◆ Given task ◆
Find how many lines in the material hold the word "this", then state that number and nothing more.

◆ Exercise inputs ◆
════════════════════

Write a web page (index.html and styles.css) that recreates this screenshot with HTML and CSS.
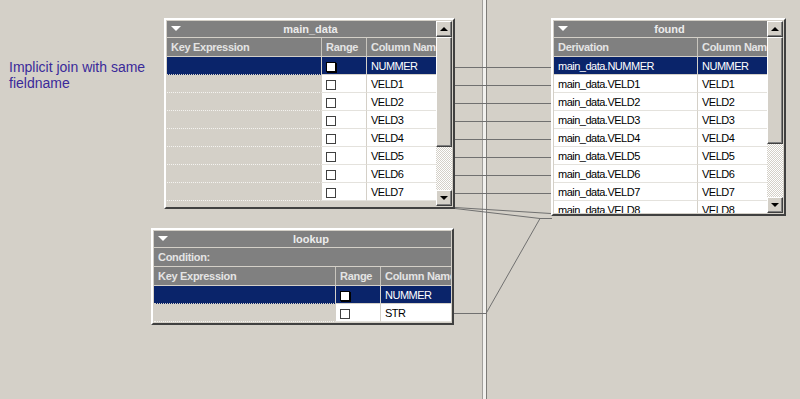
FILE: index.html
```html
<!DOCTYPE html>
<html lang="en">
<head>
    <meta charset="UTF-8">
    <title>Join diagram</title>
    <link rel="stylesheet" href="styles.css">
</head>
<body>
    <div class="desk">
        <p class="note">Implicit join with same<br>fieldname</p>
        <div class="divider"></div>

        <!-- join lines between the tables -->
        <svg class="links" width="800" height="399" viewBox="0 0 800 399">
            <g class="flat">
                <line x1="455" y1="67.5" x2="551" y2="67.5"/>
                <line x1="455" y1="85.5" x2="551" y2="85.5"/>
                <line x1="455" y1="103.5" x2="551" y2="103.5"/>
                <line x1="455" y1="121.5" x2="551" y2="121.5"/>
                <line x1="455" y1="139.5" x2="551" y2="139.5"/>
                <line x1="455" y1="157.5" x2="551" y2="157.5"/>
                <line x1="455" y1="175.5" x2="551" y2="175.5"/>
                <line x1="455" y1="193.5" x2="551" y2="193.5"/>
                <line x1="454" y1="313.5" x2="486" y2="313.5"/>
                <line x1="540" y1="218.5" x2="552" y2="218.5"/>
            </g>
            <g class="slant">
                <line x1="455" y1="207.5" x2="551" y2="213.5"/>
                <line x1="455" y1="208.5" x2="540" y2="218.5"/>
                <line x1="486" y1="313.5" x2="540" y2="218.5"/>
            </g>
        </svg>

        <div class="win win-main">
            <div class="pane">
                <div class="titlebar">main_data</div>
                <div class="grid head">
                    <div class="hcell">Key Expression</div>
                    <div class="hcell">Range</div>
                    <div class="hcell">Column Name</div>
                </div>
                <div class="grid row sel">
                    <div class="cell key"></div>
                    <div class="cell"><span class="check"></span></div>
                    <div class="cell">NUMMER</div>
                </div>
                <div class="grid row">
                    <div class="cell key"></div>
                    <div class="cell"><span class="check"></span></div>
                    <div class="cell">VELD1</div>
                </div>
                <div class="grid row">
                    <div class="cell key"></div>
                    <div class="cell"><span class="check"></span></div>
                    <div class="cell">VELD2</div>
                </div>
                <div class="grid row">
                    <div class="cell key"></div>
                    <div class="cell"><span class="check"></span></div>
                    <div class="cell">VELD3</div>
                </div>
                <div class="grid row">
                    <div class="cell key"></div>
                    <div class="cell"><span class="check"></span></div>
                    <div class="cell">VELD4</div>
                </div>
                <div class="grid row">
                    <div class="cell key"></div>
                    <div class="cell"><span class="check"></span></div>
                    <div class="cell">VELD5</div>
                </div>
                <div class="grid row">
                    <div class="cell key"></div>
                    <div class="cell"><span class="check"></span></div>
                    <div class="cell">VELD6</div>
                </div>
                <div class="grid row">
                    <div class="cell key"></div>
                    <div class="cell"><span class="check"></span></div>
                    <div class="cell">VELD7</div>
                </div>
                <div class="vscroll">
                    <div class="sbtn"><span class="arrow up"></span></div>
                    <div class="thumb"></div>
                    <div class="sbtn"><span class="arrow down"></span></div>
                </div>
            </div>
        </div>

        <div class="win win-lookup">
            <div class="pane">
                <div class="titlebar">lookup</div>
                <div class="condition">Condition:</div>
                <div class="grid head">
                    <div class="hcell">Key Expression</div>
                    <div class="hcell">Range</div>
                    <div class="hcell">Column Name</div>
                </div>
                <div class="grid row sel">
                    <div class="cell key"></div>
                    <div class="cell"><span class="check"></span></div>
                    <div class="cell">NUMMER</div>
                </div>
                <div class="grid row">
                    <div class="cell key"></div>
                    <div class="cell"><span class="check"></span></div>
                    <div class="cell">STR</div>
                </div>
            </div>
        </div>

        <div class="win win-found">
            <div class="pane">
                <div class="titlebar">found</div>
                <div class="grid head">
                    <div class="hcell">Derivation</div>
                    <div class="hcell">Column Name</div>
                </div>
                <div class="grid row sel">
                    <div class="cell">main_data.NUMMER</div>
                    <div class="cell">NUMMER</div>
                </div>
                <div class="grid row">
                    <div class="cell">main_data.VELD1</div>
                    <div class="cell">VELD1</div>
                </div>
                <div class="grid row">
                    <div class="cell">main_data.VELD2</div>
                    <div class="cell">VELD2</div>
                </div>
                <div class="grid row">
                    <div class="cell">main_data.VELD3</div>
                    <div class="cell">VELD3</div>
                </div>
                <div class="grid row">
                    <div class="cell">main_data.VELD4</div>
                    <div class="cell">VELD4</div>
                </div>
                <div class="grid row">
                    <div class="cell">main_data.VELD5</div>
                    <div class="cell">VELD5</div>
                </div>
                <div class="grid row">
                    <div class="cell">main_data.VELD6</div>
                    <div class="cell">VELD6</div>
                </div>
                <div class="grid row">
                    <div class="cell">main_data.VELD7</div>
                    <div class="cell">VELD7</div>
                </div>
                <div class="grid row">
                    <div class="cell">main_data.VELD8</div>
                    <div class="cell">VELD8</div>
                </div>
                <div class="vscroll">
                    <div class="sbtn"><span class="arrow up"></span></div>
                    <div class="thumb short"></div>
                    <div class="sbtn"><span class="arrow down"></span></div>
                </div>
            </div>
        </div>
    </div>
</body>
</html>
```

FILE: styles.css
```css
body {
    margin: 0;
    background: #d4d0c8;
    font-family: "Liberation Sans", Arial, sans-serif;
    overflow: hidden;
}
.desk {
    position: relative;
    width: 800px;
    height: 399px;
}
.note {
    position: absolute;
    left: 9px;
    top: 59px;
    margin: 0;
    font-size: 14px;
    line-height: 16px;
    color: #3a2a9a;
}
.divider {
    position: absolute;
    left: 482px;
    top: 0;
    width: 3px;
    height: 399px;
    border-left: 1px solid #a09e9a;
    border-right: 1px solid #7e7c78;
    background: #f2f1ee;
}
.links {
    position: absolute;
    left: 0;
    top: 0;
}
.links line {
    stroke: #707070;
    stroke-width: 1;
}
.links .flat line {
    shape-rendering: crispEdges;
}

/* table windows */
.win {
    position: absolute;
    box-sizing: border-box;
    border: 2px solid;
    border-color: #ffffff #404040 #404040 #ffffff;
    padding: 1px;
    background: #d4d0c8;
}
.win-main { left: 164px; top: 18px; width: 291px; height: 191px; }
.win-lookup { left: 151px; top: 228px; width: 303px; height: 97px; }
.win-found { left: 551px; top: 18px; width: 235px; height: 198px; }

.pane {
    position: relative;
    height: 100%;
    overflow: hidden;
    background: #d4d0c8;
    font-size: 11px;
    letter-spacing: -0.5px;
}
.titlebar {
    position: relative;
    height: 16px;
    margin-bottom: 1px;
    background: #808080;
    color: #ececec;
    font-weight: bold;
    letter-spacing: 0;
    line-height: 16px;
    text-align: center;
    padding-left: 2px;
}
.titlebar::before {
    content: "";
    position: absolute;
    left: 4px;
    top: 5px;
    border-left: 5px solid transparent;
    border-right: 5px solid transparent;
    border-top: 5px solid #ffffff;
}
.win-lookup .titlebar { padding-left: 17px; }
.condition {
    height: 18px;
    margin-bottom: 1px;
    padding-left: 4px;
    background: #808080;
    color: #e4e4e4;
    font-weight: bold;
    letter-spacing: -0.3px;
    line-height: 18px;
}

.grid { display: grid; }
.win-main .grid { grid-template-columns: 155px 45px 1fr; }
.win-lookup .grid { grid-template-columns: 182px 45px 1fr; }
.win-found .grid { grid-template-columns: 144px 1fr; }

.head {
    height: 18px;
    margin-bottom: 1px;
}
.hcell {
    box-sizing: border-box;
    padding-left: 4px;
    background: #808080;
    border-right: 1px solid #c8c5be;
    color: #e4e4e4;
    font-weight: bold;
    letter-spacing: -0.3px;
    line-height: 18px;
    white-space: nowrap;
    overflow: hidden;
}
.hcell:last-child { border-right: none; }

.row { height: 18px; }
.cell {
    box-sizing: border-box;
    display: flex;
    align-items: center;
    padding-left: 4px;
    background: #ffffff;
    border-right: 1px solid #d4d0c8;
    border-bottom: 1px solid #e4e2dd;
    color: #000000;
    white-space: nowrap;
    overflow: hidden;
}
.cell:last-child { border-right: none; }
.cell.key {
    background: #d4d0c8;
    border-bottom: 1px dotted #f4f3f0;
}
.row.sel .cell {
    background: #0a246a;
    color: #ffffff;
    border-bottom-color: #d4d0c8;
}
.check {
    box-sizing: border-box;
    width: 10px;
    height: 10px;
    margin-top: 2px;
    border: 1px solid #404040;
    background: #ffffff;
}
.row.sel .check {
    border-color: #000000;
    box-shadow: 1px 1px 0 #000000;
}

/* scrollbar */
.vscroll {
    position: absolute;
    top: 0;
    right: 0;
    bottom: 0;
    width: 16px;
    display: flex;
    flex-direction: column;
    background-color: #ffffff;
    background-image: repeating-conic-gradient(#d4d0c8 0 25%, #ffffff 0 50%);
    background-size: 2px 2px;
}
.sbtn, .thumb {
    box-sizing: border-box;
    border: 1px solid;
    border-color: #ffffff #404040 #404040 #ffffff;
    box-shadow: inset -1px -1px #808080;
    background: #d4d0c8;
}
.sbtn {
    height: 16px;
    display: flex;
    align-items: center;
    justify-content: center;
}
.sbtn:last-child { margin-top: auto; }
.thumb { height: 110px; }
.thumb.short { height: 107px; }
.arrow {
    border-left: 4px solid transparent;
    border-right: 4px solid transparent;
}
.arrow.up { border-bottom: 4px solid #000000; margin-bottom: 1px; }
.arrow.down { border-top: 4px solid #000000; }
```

════════════════════

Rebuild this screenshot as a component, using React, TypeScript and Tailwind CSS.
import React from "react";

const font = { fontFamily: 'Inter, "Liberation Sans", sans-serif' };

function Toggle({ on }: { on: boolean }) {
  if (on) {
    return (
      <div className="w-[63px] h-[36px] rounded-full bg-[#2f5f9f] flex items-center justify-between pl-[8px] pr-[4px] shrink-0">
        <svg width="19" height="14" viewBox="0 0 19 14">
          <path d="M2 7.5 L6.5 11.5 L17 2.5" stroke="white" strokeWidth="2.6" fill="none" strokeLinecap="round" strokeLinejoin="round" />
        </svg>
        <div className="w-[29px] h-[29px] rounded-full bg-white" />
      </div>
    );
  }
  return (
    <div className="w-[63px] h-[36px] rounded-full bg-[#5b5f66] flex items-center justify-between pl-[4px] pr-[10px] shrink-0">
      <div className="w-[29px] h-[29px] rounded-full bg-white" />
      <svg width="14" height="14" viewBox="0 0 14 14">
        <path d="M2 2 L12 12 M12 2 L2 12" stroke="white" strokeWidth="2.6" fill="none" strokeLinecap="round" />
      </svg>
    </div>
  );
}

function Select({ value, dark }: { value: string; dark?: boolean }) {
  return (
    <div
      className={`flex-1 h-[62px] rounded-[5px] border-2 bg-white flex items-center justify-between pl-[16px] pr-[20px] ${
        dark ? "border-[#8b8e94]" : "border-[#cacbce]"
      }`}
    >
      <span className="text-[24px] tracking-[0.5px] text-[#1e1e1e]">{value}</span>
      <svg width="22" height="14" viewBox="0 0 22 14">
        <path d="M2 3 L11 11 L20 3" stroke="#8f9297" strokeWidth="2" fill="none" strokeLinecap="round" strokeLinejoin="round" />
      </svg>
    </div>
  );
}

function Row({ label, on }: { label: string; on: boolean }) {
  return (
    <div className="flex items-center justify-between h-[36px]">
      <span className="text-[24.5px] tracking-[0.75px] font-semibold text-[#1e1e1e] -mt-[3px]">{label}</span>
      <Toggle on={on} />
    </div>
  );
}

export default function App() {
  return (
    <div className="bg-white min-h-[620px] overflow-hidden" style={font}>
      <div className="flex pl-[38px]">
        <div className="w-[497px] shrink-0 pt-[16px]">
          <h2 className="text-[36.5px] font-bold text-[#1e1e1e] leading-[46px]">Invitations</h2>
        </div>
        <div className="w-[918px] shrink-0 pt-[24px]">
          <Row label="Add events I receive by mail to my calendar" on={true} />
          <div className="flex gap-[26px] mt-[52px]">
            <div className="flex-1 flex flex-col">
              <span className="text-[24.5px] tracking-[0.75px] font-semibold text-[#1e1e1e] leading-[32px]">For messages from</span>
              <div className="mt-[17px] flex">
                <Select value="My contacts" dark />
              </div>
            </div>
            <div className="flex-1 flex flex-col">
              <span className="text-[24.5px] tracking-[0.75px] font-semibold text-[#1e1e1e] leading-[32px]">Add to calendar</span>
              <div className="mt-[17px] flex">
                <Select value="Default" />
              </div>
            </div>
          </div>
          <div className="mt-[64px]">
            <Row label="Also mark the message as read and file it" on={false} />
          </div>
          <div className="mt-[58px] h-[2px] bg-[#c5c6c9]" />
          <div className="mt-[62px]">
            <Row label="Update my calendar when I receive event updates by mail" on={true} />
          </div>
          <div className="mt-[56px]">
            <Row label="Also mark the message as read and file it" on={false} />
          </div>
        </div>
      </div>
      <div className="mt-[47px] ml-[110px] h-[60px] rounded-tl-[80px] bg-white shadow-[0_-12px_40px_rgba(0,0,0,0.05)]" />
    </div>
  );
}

════════════════════

◆ Response to the exercise ◆
2